Read the listing and extract each line that includes the word "React".

**Information provided**
◆ ◆ ◆ ◆ ◆ ◆ ◆

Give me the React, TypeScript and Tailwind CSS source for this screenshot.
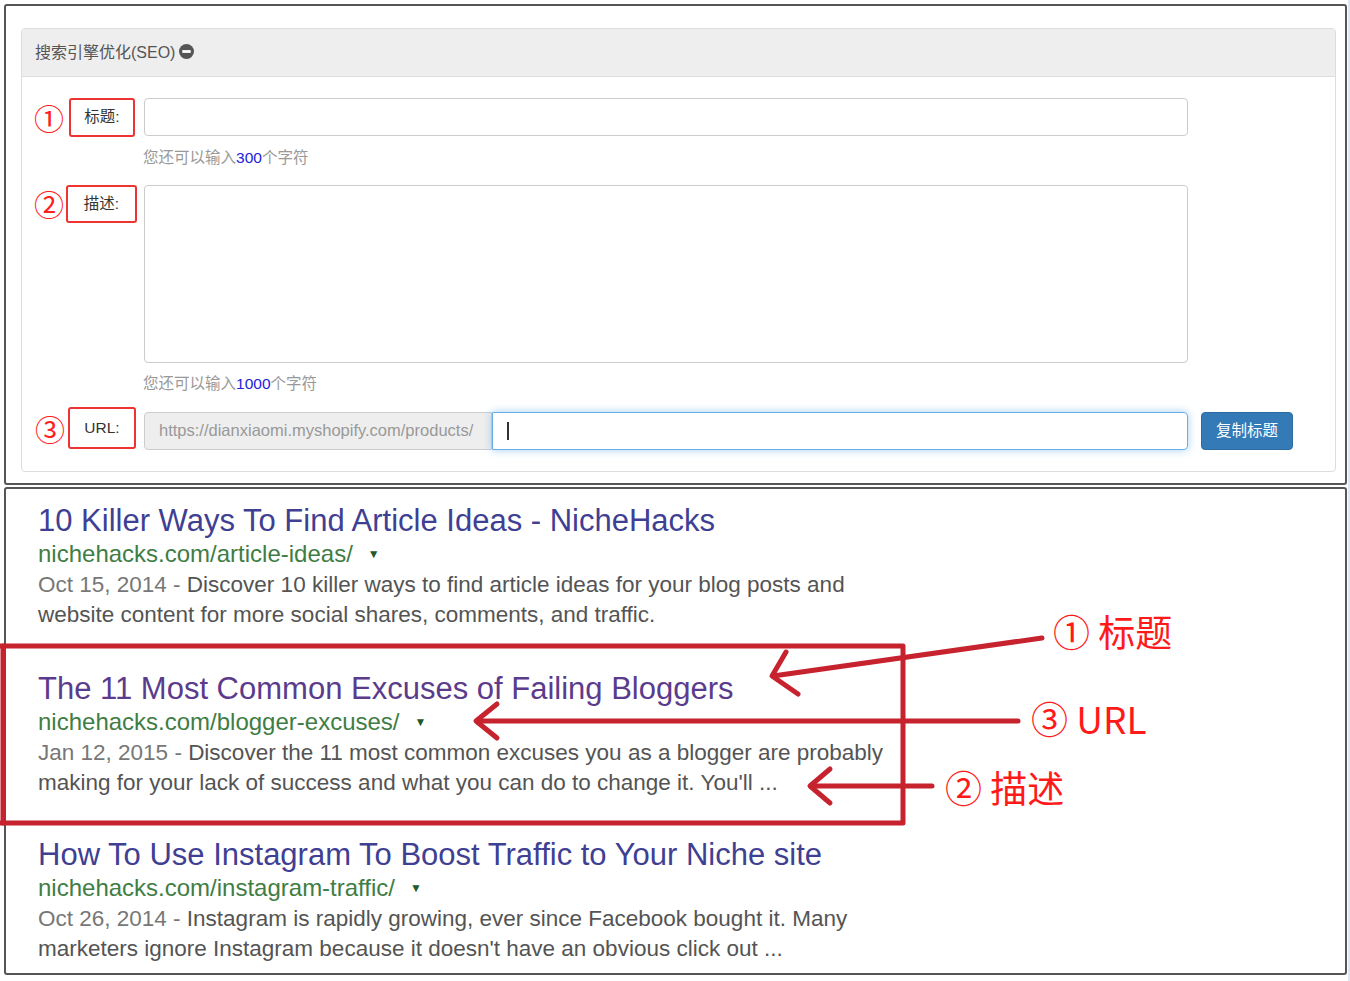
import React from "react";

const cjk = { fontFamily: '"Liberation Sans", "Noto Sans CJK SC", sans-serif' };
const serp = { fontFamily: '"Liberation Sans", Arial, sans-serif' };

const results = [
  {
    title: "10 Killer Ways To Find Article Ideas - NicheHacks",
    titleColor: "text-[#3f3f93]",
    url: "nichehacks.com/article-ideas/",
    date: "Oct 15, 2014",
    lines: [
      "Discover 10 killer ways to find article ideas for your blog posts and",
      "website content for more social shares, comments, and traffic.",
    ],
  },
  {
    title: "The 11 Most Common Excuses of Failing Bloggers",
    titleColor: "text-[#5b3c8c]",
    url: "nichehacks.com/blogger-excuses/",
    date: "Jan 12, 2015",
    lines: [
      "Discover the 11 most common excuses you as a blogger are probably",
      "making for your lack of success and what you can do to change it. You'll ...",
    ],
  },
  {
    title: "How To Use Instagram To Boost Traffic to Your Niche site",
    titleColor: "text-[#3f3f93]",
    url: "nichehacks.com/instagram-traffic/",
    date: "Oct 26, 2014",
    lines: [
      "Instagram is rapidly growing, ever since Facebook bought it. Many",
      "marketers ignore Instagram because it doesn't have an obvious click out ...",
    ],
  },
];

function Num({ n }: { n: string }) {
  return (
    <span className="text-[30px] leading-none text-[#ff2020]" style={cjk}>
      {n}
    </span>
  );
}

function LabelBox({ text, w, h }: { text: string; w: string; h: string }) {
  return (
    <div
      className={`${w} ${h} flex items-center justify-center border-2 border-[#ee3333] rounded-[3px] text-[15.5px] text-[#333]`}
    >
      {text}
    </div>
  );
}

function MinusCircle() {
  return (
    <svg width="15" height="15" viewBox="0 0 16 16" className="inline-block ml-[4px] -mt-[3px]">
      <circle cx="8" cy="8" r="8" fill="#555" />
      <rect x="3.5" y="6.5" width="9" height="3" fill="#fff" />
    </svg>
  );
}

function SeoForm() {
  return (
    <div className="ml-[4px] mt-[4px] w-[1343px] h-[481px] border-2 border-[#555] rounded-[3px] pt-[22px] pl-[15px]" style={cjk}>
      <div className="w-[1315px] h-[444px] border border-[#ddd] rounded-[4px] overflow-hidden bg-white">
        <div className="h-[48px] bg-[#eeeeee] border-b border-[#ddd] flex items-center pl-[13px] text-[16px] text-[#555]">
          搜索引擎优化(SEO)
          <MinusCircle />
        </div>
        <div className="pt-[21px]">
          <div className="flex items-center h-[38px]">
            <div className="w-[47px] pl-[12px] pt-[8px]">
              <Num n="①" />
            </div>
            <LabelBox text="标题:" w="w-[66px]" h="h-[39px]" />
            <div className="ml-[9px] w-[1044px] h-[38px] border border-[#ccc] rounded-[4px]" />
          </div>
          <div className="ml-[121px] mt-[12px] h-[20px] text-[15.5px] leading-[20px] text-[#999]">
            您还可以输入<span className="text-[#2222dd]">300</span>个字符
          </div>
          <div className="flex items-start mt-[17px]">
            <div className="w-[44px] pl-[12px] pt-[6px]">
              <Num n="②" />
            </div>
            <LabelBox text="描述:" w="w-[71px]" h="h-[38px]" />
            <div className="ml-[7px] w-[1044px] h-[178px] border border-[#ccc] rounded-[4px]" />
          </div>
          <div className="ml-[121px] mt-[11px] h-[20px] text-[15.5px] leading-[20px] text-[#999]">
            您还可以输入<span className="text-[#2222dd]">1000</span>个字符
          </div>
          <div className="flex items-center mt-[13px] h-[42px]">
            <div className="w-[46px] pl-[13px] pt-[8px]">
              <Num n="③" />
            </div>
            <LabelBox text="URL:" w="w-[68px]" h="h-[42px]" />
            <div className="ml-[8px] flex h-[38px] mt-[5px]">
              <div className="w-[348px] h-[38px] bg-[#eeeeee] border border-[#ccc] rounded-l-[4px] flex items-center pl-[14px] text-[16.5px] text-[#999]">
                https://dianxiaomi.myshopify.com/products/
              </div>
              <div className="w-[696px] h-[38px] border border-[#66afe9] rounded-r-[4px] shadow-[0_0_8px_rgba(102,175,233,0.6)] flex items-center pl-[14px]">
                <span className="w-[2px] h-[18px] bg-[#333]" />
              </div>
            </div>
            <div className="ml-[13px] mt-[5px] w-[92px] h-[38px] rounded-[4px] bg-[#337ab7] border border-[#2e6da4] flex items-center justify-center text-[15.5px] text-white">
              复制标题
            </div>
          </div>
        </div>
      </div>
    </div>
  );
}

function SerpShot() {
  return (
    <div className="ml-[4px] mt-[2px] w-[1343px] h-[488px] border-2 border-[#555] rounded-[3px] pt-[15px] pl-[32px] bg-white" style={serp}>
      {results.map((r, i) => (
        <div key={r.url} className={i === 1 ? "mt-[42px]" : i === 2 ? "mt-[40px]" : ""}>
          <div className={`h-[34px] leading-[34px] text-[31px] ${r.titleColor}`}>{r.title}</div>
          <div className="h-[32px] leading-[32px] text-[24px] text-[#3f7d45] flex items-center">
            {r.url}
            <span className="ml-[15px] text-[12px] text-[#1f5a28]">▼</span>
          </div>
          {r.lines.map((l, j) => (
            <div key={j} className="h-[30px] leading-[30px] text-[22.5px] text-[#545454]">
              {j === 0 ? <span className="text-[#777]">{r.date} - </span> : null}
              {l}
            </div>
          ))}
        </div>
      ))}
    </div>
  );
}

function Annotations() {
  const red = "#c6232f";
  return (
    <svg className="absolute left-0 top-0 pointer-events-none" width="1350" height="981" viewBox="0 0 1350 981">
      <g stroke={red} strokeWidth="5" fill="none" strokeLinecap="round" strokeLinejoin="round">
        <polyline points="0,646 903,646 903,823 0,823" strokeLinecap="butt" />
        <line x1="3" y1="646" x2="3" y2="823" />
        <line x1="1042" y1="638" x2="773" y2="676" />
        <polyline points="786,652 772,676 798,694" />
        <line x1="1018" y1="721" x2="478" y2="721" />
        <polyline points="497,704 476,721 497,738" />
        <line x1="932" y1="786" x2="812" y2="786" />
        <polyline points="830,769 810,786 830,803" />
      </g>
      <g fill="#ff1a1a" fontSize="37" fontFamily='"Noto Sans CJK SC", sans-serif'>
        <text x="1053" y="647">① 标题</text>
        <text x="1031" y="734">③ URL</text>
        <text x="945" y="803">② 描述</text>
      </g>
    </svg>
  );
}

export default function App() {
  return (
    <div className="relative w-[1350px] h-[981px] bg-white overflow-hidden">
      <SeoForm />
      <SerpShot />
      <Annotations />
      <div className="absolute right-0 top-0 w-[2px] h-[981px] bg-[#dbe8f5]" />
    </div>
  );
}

◆ ◆ ◆ ◆ ◆ ◆ ◆

**Written response**
Give me the React, TypeScript and Tailwind CSS source for this screenshot.
import React from "react";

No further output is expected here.